Copyright 2007 American Meteorological Society. Further electronic distribution is not allowed.

Time series of winter-averaged LSAT for all model ensemble members and observations (thick yellow line) over the Arctic land area (60°–90°N) is shown in Fig. 2. To be consistent among the models, and to avoid the impact from late-twentieth-century warming, all the anomalies are calculated relative to the 1901–80 period mean in each realization. It is apparent that almost all model realizations are able to reproduce positive temperature anomalies in the last two decades. Some of the realizations have relatively large interannual to decadal variability, while the others are less variable. All three runs from the Flexible Global Ocean–Atmosphere–Land System Model gridpoint version 1.0 (FGOALSg1.0; magenta thin lines with open triangles in Fig. 2) started from relative warm states, contrary to simulations from other models and observations. The sea ice simulation by this model apparently shows inappropriate initialization for simulating the climate of the twentieth century (Zhang and Walsh 2006).
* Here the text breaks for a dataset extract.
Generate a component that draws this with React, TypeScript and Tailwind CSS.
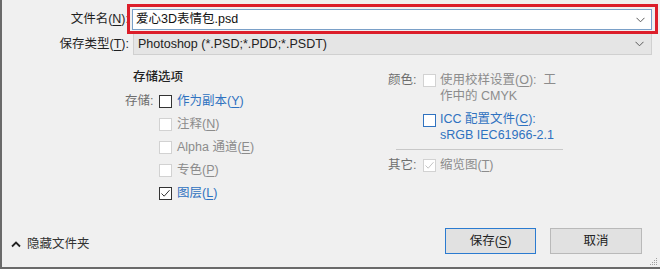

Another explanation is that the model is still in a nonequilibrium state (Y. Yu 2005, IPCC workshop, personal communication). Because of this, the results from FGOALS-g1.0 are excluded from the statistics and discussions in the next sections.

**FIG. 2. Time series of LSAT anomalies over the Arctic (60°–90°N)
based on 63 realizations from 20 models investigated in their 20C3M simulations.
The observed series based on CRUTS2.0 is shown by a thick orange line. The
anomalies are relative to the mean of 1901–80. All curves are smoothed
with 5-yr running mean, in units of °C.**

Stott et al. (2000) demonstrate that global mean surface air temperature changes since 1979 have contributions from both natural and anthropogenic factors based on their Third Hadley Centre Coupled Ocean–Atmosphere General Circulation Model (HadCM3) simulations. Over the Arctic we see that the majority of the ensemble members show warm anomalies during the last two decades, which are comparable with the observed (Fig. 2) in their 20C3M simulations. Figure 3 (top) displays the averaged LSAT anomalies for the 1979–99 period for all ensemble members from 19 models. The period 1979–99 is chosen, because nearly half of the 20C3M simulations (27 runs out of 63) ended at December 1999 (Table 1). Although there are differences among the models and each of their realizations, all ensemble members from all models show positive anomalies for the last two decades in various degrees. The smallest amplitudes are from ensemble members of the three models: the Geophysical Fluid Dynamics Laboratory Climate Model version 2.1 (GFDL-CM2.1; bars 22–24), the GISS-EH (bars 27–31), and the GISSER (bars 32–40). In addition there are four realizations—the ECHAM5/Max Planck Institute Ocean Model (MPI-OM): run 2, the GFDL-CM2.0: run 3, the ECHAM5 Hamburg Ocean Primitive Equation (ECHO-G): run 2, and the single run from the Met Office (UKMO-HadCM3) in which amplitudes of averaged anomalies in these two decades are less than two-thirds of the observed value. On the other hand, there are 10 realizations in which the warm anomalies are one-third larger than observed. Among these, three are from the Community Climate System Model version 3 (CCSM3: bars 3, 5, and 8), two from the Meteorological Research Institute Coupled GCM version 2.3.2 (MRI-CGCM2.3.2: bars 53 and 54), and one realization each from the Commonwealth Scientific and Industrial Research Organisation Mark version 3.0 (CSIRO-Mk3.0: bar 14), and the Parallel Climate Model (PCM: bar 57). The remaining three are the single realizations provided by the Canadian Centre for Climate Modelling and Analysis Coupled GCM version 3.1 (CCCma-CGCM3.1-T47: bar 10), the Centre National de Recherches Météorologiques Coupled Global Climate Model version 3 (CNRM-CM3: bar 12), and MIROC3.2(hires) (bar 43).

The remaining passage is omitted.